» Short problem
In the data that follows, count each line holding the string "React"; answer with the number only.

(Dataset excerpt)

╭──

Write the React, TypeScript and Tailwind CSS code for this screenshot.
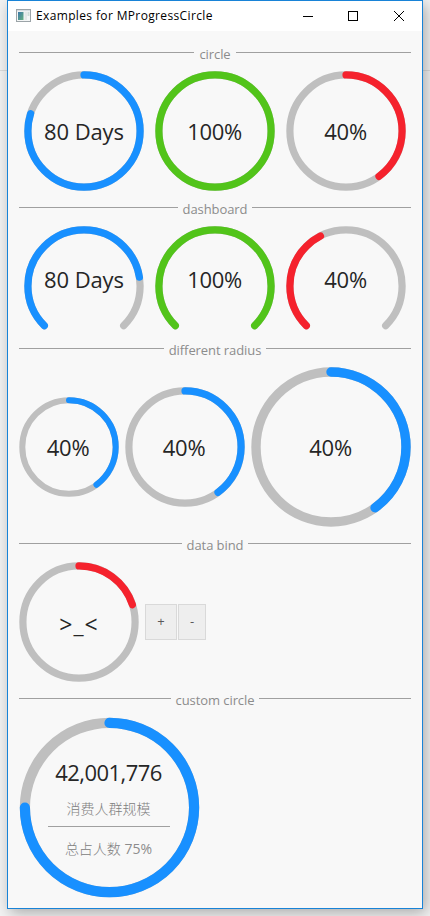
import React from "react";

const BLUE = "#1890ff";
const GREEN = "#52c41a";
const RED = "#f5222d";
const TRACK = "#bfbfbf";

type GaugeProps = {
  size: number;
  stroke: number;
  percent: number;
  color: string;
  dashboard?: boolean;
  height?: number;
  inset?: number;
  children?: React.ReactNode;
};

function Gauge({ size, stroke, percent, color, dashboard = false, height = size, inset = 0.3, children }: GaugeProps) {
  const c = size / 2;
  const r = (size - stroke) / 2 - inset;
  const span = dashboard ? 75 : 100;
  const rotation = dashboard ? 135 : -90;
  const shared = {
    cx: c,
    cy: c,
    r,
    fill: "none",
    strokeWidth: stroke,
    pathLength: 100,
    strokeLinecap: "round" as const,
    transform: `rotate(${rotation} ${c} ${c})`,
  };
  return (
    <div className="grid shrink-0 place-items-center" style={{ width: size, height }}>
      <svg className="col-start-1 row-start-1" width={size} height={height} viewBox={`0 0 ${size} ${height}`}>
        <circle {...shared} stroke={TRACK} strokeDasharray={`${span} 200`} />
        <circle {...shared} stroke={color} strokeDasharray={`${(span * percent) / 100} 200`} />
      </svg>
      <div className="col-start-1 row-start-1 whitespace-nowrap text-[22px] leading-[30px] text-[#262626]">{children}</div>
    </div>
  );
}

function Divider({ children }: { children: string }) {
  return (
    <div className="mt-1.5 mb-2 flex h-[21px] items-center gap-[5px]">
      <div className="h-px flex-1 bg-[#a0a0a0]" />
      <span className="mt-[3px] text-[13px] leading-[18px] tracking-[-0.08px] text-[#8c8c8c]">{children}</span>
      <div className="h-px flex-1 bg-[#a0a0a0]" />
    </div>
  );
}

export default function App() {
  return (
    <div className="h-[916px] w-[430px] overflow-hidden bg-[linear-gradient(#f3f3f3_70px,#dcdcdc_70px,#dcdcdc_71px,#f3f3f3_71px)] pl-[7px] font-['Open_Sans','Noto_Sans_CJK_SC',sans-serif]">
      <div className="h-[909px] w-[416px] border border-[#1883d7] bg-[#f8f8f8] shadow-[3px_4px_14px_rgba(0,0,0,0.3)]">
        <header className="flex h-[30px] items-center bg-white pl-2">
          <svg width="16" height="14" viewBox="0 0 16 14">
            <defs>
              <linearGradient id="screen" x1="0" y1="0" x2="1" y2="1">
                <stop offset="0" stopColor="#3c78a8" />
                <stop offset="1" stopColor="#66b080" />
              </linearGradient>
            </defs>
            <rect x="0.5" y="0.5" width="14" height="12" fill="#f4f6f6" stroke="#9ca4a8" />
            <rect x="1" y="1" width="13" height="1.2" fill="#d6dce0" />
            <rect x="2" y="3" width="5.5" height="8" fill="url(#screen)" />
            <rect x="8.5" y="3" width="2.5" height="8" fill="#e3e7e7" />
            <rect x="11.5" y="3" width="2" height="4" fill="#cfdcd8" />
          </svg>
          <h1 className="ml-1 text-[12px] leading-4 tracking-[0.36px] text-black">Examples for MProgressCircle</h1>
          <div className="ml-auto flex items-center pr-[18px]">
            <svg className="mr-[35px]" width="10" height="10" viewBox="0 0 10 10"><path d="M0 5.5H10" stroke="#000" /></svg>
            <svg className="mr-9" width="10" height="10" viewBox="0 0 10 10"><rect x="0.5" y="0.5" width="9" height="9" fill="none" stroke="#000" /></svg>
            <svg width="10" height="10" viewBox="0 0 10 10"><path d="M0 0L10 10M10 0L0 10" stroke="#000" /></svg>
          </div>
        </header>

        <main className="pt-[5px] pr-[11px] pl-[11px]">
          <Divider>circle</Divider>
          <div className="flex gap-[11px] pl-[5px]">
            <Gauge size={120} stroke={7.2} percent={80} color={BLUE}><span className="tracking-[-0.1px]">80 Days</span></Gauge>
            <Gauge size={120} stroke={7.2} percent={100} color={GREEN}><span className="mr-px tracking-[-0.3px]">100%</span></Gauge>
            <Gauge size={120} stroke={7.2} percent={40} color={RED}><span className="mr-px tracking-[-0.2px]">40%</span></Gauge>
          </div>

          <Divider>dashboard</Divider>
          <div className="flex gap-[11px] pl-[5px]">
            <Gauge dashboard size={120} height={106} stroke={7.2} percent={80} color={BLUE}><span className="tracking-[-0.1px]">80 Days</span></Gauge>
            <Gauge dashboard size={120} height={106} stroke={7.2} percent={100} color={GREEN}><span className="mr-px tracking-[-0.3px]">100%</span></Gauge>
            <Gauge dashboard size={120} height={106} stroke={7.2} percent={40} color={RED}><span className="mr-px tracking-[-0.2px]">40%</span></Gauge>
          </div>

          <Divider>different radius</Divider>
          <div className="flex items-center gap-1.5">
            <Gauge size={100} stroke={6} percent={40} color={BLUE}><span className="mr-0.5 tracking-[-0.2px]">40%</span></Gauge>
            <Gauge size={120} stroke={7.2} percent={40} color={BLUE}><span className="mr-0.5 tracking-[-0.2px]">40%</span></Gauge>
            <Gauge size={160} stroke={9.4} percent={40} color={BLUE}><span className="mr-px tracking-[-0.2px]">40%</span></Gauge>
          </div>

          <Divider>data bind</Divider>
          <div className="flex items-center">
            <Gauge size={120} stroke={7.2} percent={20} color={RED}><div className="pt-[3px] text-[23px] tracking-[1px]">&gt;_&lt;</div></Gauge>
            <button className="ml-1.5 h-9 w-8 border border-[#d9d9d9] bg-[#eeeeee] text-[13px] text-[#595959]">+</button>
            <button className="ml-px h-9 w-7 border border-[#d9d9d9] bg-[#eeeeee] text-[13px] text-[#595959]">-</button>
          </div>

          <Divider>custom circle</Divider>
          <Gauge size={181} stroke={10.2} inset={0.8} percent={75} color={BLUE}>
            <div className="mr-0.5 flex w-[122px] flex-col items-center pt-px">
              <div className="tracking-[-0.55px]">42,001,776</div>
              <div className="mt-[11px] text-[14px] leading-[22px] font-light text-[#808080]">消费人群规模</div>
              <div className="mt-1.5 h-px w-full bg-[#a0a0a0]" />
              <div className="mt-[11px] text-[14px] leading-[22px] font-light text-[#808080]">总占人数 <span className="font-normal text-[#8c8c8c]">75%</span></div>
            </div>
          </Gauge>
        </main>
      </div>
    </div>
  );
}
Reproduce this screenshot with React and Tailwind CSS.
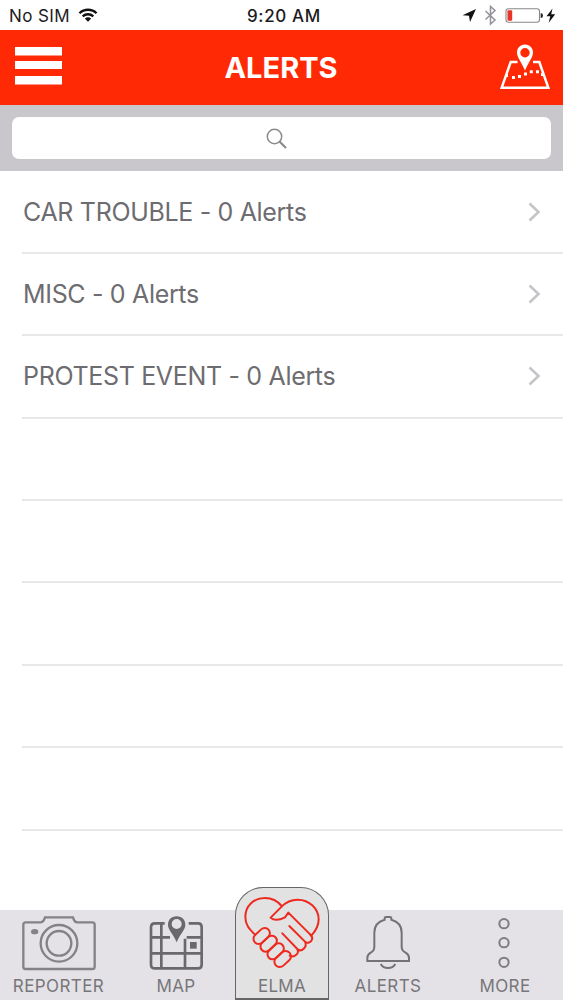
import React from "react";

const font = "font-['Inter','Liberation_Sans',sans-serif]";

function StatusBar() {
  return (
    <div className="flex h-[30px] shrink-0 items-center bg-white text-[#1c1c1e]">
      <div className="flex flex-1 items-center gap-[6px] pl-[9px]">
        <span className="w-[63px] whitespace-nowrap pt-px text-[17px] leading-[30px] tracking-[0.4px]">No SIM</span>
        <svg className="h-[14px] w-[20px]" viewBox="0 0 20 14" fill="none" stroke="#111" strokeWidth="2.3">
          <path d="M1.500 5.200A12.200 12.200 0 0 1 18.500 5.200M4.700 8.400A7.600 7.600 0 0 1 15.300 8.400" />
          <path d="M6.800 10.600Q10 7.800 13.200 10.600L10 13.800Z" fill="#111" stroke="none" />
        </svg>
      </div>
      <span className="whitespace-nowrap pr-[4px] pt-px text-[17px] font-medium leading-[30px] tracking-[0.65px]">9:20 AM</span>
      <div className="flex flex-1 justify-end">
        <svg className="h-[30px] w-[103px]" viewBox="460 0 103 30">
          <path d="M476 9L462.500 15.300L469 15.700L470 22Z" fill="#111" />
          <path d="M485.500 11L495 20L490.500 24V6.500L495 10.500L485.500 19.500" fill="none" stroke="#929298" strokeWidth="1.500" />
          <rect x="506" y="8.700" width="33.500" height="13.500" rx="2.500" fill="white" stroke="#888" strokeWidth="1.100" />
          <rect x="507.500" y="10.200" width="4.700" height="10.500" rx="1" fill="#e8352c" />
          <path d="M540.700 13Q543 13 543 15.500T540.700 18Z" fill="#222" />
          <path d="M552.500 8.500L546.500 16.300H550.300L548.700 22.700L555.200 14.200H551.200Z" fill="#111" />
        </svg>
      </div>
    </div>
  );
}

function Header() {
  return (
    <header className="flex h-[75px] shrink-0 items-center bg-[#ff2a05] text-white">
      <div className="flex-1 pl-[15px]">
        <svg className="-mt-1 h-[38px] w-[47px]" viewBox="0 0 47 38" fill="white">
          <path d="M0 0H47V8.500H0ZM0 14H47V22H0ZM0 29H47V37.500H0Z" />
        </svg>
      </div>
      <h1 className="pr-[5px] pt-px text-[29px] font-bold leading-[74px] tracking-[0px]">ALERTS</h1>
      <div className="flex flex-1 justify-end pr-[11px]">
        <svg className="h-[48px] w-[54px]" viewBox="498 43.500 54 48" fill="none" stroke="white">
          <path d="M517.500 61.500H510.700L501.700 87.200H548.300L539.300 61.500H533" strokeWidth="2.500" />
          <path fillRule="evenodd" fill="white" stroke="none" d="M525 44C520 44 517 47.800 517 52C517 57 521 60.500 525 70C529 60.500 533 57 533 52C533 47.800 530 44 525 44ZM525 47.500A4.700 4.700 0 1 1 525 56.900A4.700 4.700 0 1 1 525 47.500Z" />
          <path d="M505.500 75H508M512 77H515M518 76H521M524 73.400H527M529.800 71.300H532.800M536 71.300H539M541 74H544" strokeWidth="3" />
        </svg>
      </div>
    </header>
  );
}

function SearchBar() {
  return (
    <div className="h-[66px] shrink-0 bg-[#c9c7cb] px-3 pt-3">
      <div className="flex h-[42px] items-center justify-center rounded-[7px] bg-white pr-[11px]">
        <svg className="h-[21px] w-[21px]" viewBox="0 0 21 21" fill="none" stroke="#8b8b8e">
          <circle cx="8.500" cy="8.500" r="7.200" strokeWidth="1.500" />
          <path d="M13.500 13.500L20 20" strokeWidth="2.200" />
        </svg>
      </div>
    </div>
  );
}

const rows = [
  { name: "CAR TROUBLE - 0 Alerts" },
  { name: "MISC - 0 Alerts" },
  { name: "PROTEST EVENT - 0 Alerts" },
  {}, {}, {}, {}, {},
];

function AlertRow({ name }) {
  return (
    <li className="ml-[22px] flex h-[82.4px] shrink-0 items-center justify-between border-b-2 border-[#e8e8ea] pr-[22px]">
      {name && (
        <>
          <span className="whitespace-nowrap pl-px text-[25px] leading-[30px] tracking-[-0.33px] text-[#6d6c70]">{name}</span>
          <svg className="h-[20px] w-[13px]" viewBox="0 0 13 20" fill="none" stroke="#c5c5c9" strokeWidth="2.600">
            <path d="M1.500 1.500L10.500 10L1.500 18.500" />
          </svg>
        </>
      )}
    </li>
  );
}

function NavItem({ label, width, children }) {
  return (
    <div className={"flex h-[90px] flex-col items-center justify-between pb-[2px] " + width}>
      {children}
      <span className="text-[17px] leading-[23px] tracking-[0.4px]">{label}</span>
    </div>
  );
}

function HandshakeHeart() {
  return (
    <svg className="h-[84px] w-[84px]" viewBox="45 22 252 252" fill="none" stroke="#ed2a20" strokeWidth="6" strokeLinejoin="round" strokeLinecap="round">
      <path d="M90 162C72 144 61 132 61 109C61 75 87 52 120 52C140 52 157 60 170 76M137 111L170 78C183 64 199 57 218 57C253 57 281 84 281 116C281 138 272 151 259 165M137 111Q152 124 180 110L190 96L256 162" />
      <path d="M193 136L240 183M172 158L217 205M256 162C270 174 253 194 240 183C248 198 229 217 217 205C224 220 207 232 194 225" />
      <rect x="-28" y="-15.500" width="56" height="31" rx="15.500" transform="translate(110 166) rotate(-43)" />
      <rect x="-28" y="-15.500" width="56" height="31" rx="15.500" transform="translate(131 189) rotate(-43)" />
      <rect x="-28" y="-15.500" width="56" height="31" rx="15.500" transform="translate(152 212) rotate(-43)" />
      <rect x="-28" y="-16" width="56" height="32" rx="16" transform="translate(173 235) rotate(-43)" />
    </svg>
  );
}

function BottomNav() {
  return (
    <nav className="flex h-[90px] shrink-0 items-end bg-[#e4e2e6] text-[#77767a]">
      <NavItem label="REPORTER" width="w-[117px]">
        <svg className="h-[64px] w-[80px]" viewBox="56 90 240 192" fill="none" stroke="#838286" strokeWidth="7">
          <path d="M76 127H121Q130 126 134 112H218Q222 127 231 127H276Q283 127 283 134V260Q283 267 276 267H76Q69 267 69 260V134Q69 127 76 127Z" />
          <circle cx="176" cy="190" r="55" />
          <circle cx="176" cy="190" r="37" />
          <ellipse cx="103" cy="155" rx="11" ry="8" fill="#838286" stroke="none" />
        </svg>
      </NavItem>
      <NavItem label="MAP" width="w-[118px]">
        <svg className="h-[64px] w-[60px]" viewBox="438 90 180 192" fill="none" stroke="#69686c" strokeWidth="8">
          <path d="M494 130H465Q453 130 453 142V254Q453 265 465 265H594Q605 265 605 254V142Q605 130 594 130H566M484 130V265M453 172H510M560 172H605M453 220H605M555 176V265" />
          <path fillRule="evenodd" fill="#69686c" stroke="none" d="M530 109C513 109 504 121 504 134C504 150 519 160 530 187C541 160 556 150 556 134C556 121 547 109 530 109ZM530 117A15 15 0 1 1 530 147A15 15 0 1 1 530 117Z" />
          <rect x="570" y="186" width="20" height="20" fill="#69686c" stroke="none" />
        </svg>
      </NavItem>
      <div className="flex h-[113px] w-[94px] flex-col items-center justify-between rounded-t-[28px] border border-b-2 border-[#666] bg-[#e2e2e3]">
        <HandshakeHeart />
        <span className="text-[17px] leading-[23px] tracking-[0.3px]">ELMA</span>
      </div>
      <NavItem label="ALERTS" width="w-[118px]">
        <svg className="h-[64px] w-[60px]" viewBox="68 90 180 192" fill="none" stroke="#737276" strokeWidth="6">
          <path d="M148 119V115Q148 111 153 111H163Q168 111 168 115V119Q199 127 199 158V200Q199 212 211 218Q221 224 221 234V243H96V234Q96 224 106 218Q117 212 117 200V158Q117 127 148 119ZM136 252Q143 264 158 264T180 252" />
        </svg>
      </NavItem>
      <NavItem label="MORE" width="w-[116px]">
        <svg className="h-[64px] w-[20px]" viewBox="480 90 60 192" fill="none" stroke="#7d7c80" strokeWidth="6">
          <circle cx="507" cy="131" r="14" /><circle cx="507" cy="188" r="14" /><circle cx="507" cy="247" r="14" />
        </svg>
      </NavItem>
    </nav>
  );
}

export default function App() {
  return (
    <div className={"flex h-[1000px] w-[563px] flex-col overflow-hidden bg-white " + font}>
      <StatusBar />
      <Header />
      <SearchBar />
      <ul className="flex flex-1 flex-col pt-[0.5px]">
        {rows.map((row, i) => <AlertRow key={i} name={row.name} />)}
      </ul>
      <BottomNav />
    </div>
  );
}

╰──

» Response
5